DOMRADIO.DE: Wenn in der Bibel von Palmen die Rede ist, sind wahrscheinlich Dattelpalmen gemeint, oder?

Antje Peters-Reimann (Gartenhistorikerin): Dann sind Dattelpalmen gemeint, genau. Das sind die typischen Palmen, die in dieser Region intensiv wachsen.
DOMRADIO.DE: Die Dattelpalme spielt im Land der Bibel eine herausragende Rolle. Warum?
Peters-Reimann: Das liegt daran, dass das Land und die ganze Region sehr karg sind. Man muss überlegen, wie man über die Runden kommt, von was man sich ernährt.
Da ist die Palme, die Dattelpalme speziell, eine wirklich tolle Sache. Die Früchte sind sehr zuckerhaltig, geben schnell Energie und lassen sich aufgrund des hohen Zuckergehalts auch lange lagern. Und man nutzt eben nicht nur die Datteln selber, das wissen die wenigsten Leute, sondern die ganze Palme ist ein Tausendsassa.
Aus den Palmwedeln zum Beispiel kann man Zäune, Matten, Körbe und Besen flechten. Die Dattelkerne werden zerkleinert zu Viehfutter verarbeitet. Aus dem Stamm kann man Bau- und Brennholz gewinnen. Aus den Fasern macht man Säcke und Seile und sogar die jungen Palmblätter kann man wie eine Art Salat essen. Sie sehen, man kann alles mit der Dattelpalme machen und sie ist eine wichtige Oasenpflanze.
DOMRADIO.DE: Palmen sind scheinbar wahre Alleskönner. Was können die noch?
Peters-Reimann: Sie werden auch bei ganz vielen Festen verwendet, zum Beispiel beim jüdischen Sukkot, dem Laubhüttenfest. Dabei werden Palmwedel verwendet, um die Laubhütten zu bauen. Gerade im Nahen Osten werden die Hütten mit Palmzweigen gedeckt.
DOMRADIO.DE: Wofür steht die Palme allgemein in der Bibel?
Peters-Reimann: Die Palme ist eine ganz alte Symbolpflanze. Sie finden wir nicht nur bereits zu biblischen Zeiten, sondern auch in anderen Religionen und Kulturen. Sie war immer ein Zeichen des Sieges. Bei den Römern war es etwa so, dass man mit Palmzweigen heimkehrende Sieger empfangen hat, die nach einer siegreichen Schlacht nach Hause kehrten.
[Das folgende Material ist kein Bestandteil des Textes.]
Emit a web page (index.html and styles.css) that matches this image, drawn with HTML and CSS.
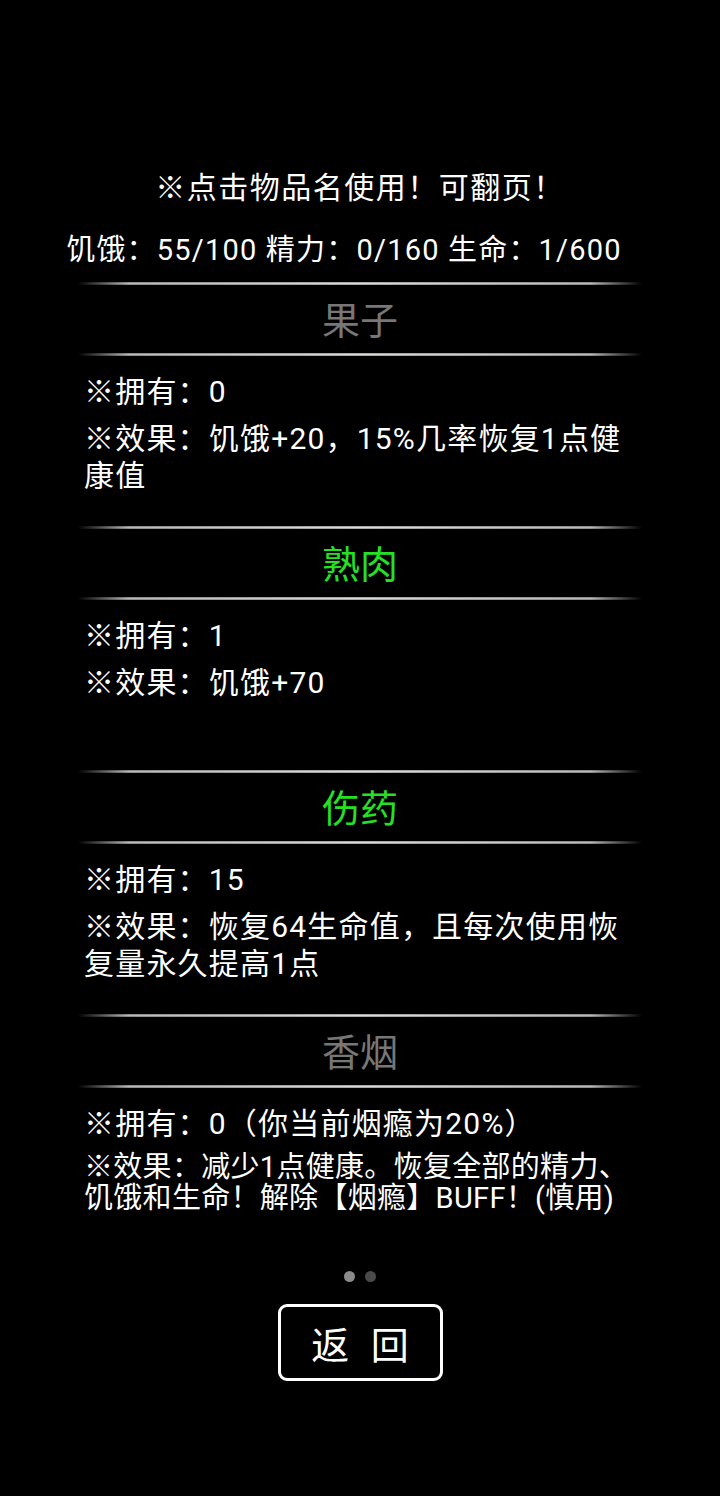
FILE: index.html
```html
<!DOCTYPE html>
<html lang="zh-CN">

<head>
    <meta charset="UTF-8">
    <meta name="viewport" content="width=device-width, initial-scale=1.0">
    <title>物品</title>
    <link rel="stylesheet" href="styles.css">
</head>

<body>
    <main class="bag">
        <p class="tip">※点击物品名使用！可翻页！</p>
        <p class="stats">饥饿：55/100 精力：0/160 生命：1/600</p>

        <div class="item-list">
            <section class="item">
                <div class="rule"></div>
                <h2 class="item-name empty">果子</h2>
                <div class="rule"></div>
                <div class="item-info">
                    <p>※拥有：0</p>
                    <p>※效果：饥饿+20，15%几率恢复1点健康值</p>
                </div>
            </section>

            <section class="item">
                <div class="rule"></div>
                <h2 class="item-name">熟肉</h2>
                <div class="rule"></div>
                <div class="item-info">
                    <p>※拥有：1</p>
                    <p>※效果：饥饿+70</p>
                </div>
            </section>

            <section class="item">
                <div class="rule"></div>
                <h2 class="item-name">伤药</h2>
                <div class="rule"></div>
                <div class="item-info">
                    <p>※拥有：15</p>
                    <p>※效果：恢复64生命值，且每次使用恢复量永久提高1点</p>
                </div>
            </section>

            <section class="item">
                <div class="rule"></div>
                <h2 class="item-name empty">香烟</h2>
                <div class="rule"></div>
                <div class="item-info">
                    <p>※拥有：0（你当前烟瘾为20%）</p>
                    <p class="tight">※效果：减少1点健康。恢复全部的精力、饥饿和生命！解除【烟瘾】BUFF！(慎用)</p>
                </div>
            </section>
        </div>

        <div class="pager">
            <span class="dot active"></span>
            <span class="dot"></span>
        </div>

        <a href="#" class="back-button">返 回</a>
    </main>
</body>

</html>
```

FILE: styles.css
```css
body {
    margin: 0;
    background-color: #000;
    color: #fff;
    font-family: Roboto, "Noto Sans CJK SC", sans-serif;
}

.bag {
    width: 720px;
    min-height: 1496px;
    padding-top: 168px;
    box-sizing: border-box;
    display: flex;
    flex-direction: column;
    align-items: center;
}

.tip,
.stats {
    margin: 0;
    line-height: 40px;
    text-align: center;
}

.tip {
    font-size: 30px;
    letter-spacing: 1.5px;
}

.stats {
    margin-top: 22px;
    padding-right: 32px;
    font-size: 29px;
    letter-spacing: 1.2px;
}

.item-list {
    width: 564px;
    margin-top: 12px;
}

.item {
    display: flex;
    flex-direction: column;
}

/* thin glowing divider, fades out at both ends */
.rule {
    height: 3px;
    background:
        linear-gradient(180deg, rgba(0, 0, 0, 0.4), rgba(0, 0, 0, 0) 40%, rgba(0, 0, 0, 0) 60%, rgba(0, 0, 0, 0.4)),
        linear-gradient(90deg, rgba(190, 190, 190, 0), #b8b8b8 9%, #dcdcdc 50%, #b8b8b8 91%, rgba(190, 190, 190, 0));
}

.item-name {
    margin: 0;
    height: 68px;
    padding-bottom: 4px;
    box-sizing: border-box;
    display: flex;
    align-items: center;
    justify-content: center;
    font-size: 38px;
    font-weight: normal;
    color: #26e026;
}

.item-name.empty {
    color: #777;
}

.item-info {
    height: 170px;
    padding: 17px 0 0 6px;
    box-sizing: border-box;
}

.item-info p {
    margin: 0 0 10px;
    font-size: 30px;
    line-height: 37px;
    letter-spacing: 1.2px;
}

/* long description: smaller and packed tighter so it fits two lines */
.item-info p.tight {
    font-size: 29px;
    line-height: 31px;
    letter-spacing: 0.3px;
}

.pager {
    display: flex;
    gap: 10px;
    margin-top: 13px;
}

.dot {
    width: 11px;
    height: 11px;
    border-radius: 50%;
    background-color: #4a4a4a;
}

.dot.active {
    background-color: #8a8a8a;
}

.back-button {
    margin-top: 22px;
    width: 165px;
    height: 77px;
    box-sizing: border-box;
    border: 3px solid #fff;
    border-radius: 9px;
    display: flex;
    align-items: center;
    justify-content: center;
    color: #fff;
    text-decoration: none;
    font-size: 38px;
    word-spacing: 12px;
}
```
Das war in der ganzen Region so üblich, auch im Raum Israel.
Wenn Sie sich vorstellen, dass Jesus mit Palmzweigen als der kommende König oder Messias begrüßt wird, dann haben die Römer und viele Juden, die Jesus nicht als Messias sehen konnten oder wollten, das natürlich als große Provokation empfunden. Er war sozusagen eine Konkurrenz zum Kaiser in Rom.
DOMRADIO.DE: In der christlichen Tradition werden bestimmte Heilige auch mit Palmzweig dargestellt. Warum?
Peters-Reimann: Die Palme ist auch ein Zeichen des ewigen Lebens. Sie soll schon im Paradies entstanden sein. Wenn man in der christlichen Kunst Heilige sieht, die einen Palmzweig tragen, dann ist das in der Regel ein Symbol dafür, dass sie als Märtyrer in den Himmel gekommen sind. Sie ist also eine Beigabe als Märtyrer-Symbol.
Aber es gibt auch bestimmte Heilige, die mit Palmzweigen dargestellt werden. Ich habe mal ein bisschen geforscht: Der Heilige Onophrios war ein Einsiedler in Ägypten und hat 30 Jahre unter dem Schatten eines Palmbaums gelebt und sich nur von Palmfrüchten ernährt. Wenn Sie also mal einen Heiligen unter einer Palme sehen, dann könnte das der Heilige Onophrios sein.
DOMRADIO.DE: In Deutschland haben wir keine Palmwedel, wir müssen für Palmsonntagsprozessionen auf andere grüne Varianten ausweichen. Auf was zum Beispiel?
Peters-Reimann: Das ist regional ganz unterschiedlich und manchmal importiert man tatsächlich Palmzweige. Aber häufig wird Buchsbaum verwendet, weil er immergrün ist und man eben das nutzt, was im Frühjahr schon grün ist. Das könnten auch früh austreibende Ahorn- und Buchenzweige sein, oder auch Weidenkätzchen. Es ist aber regional sehr unterschiedlich, welcher Brauch üblich ist.
Das Interview führt Hilde Regeniter.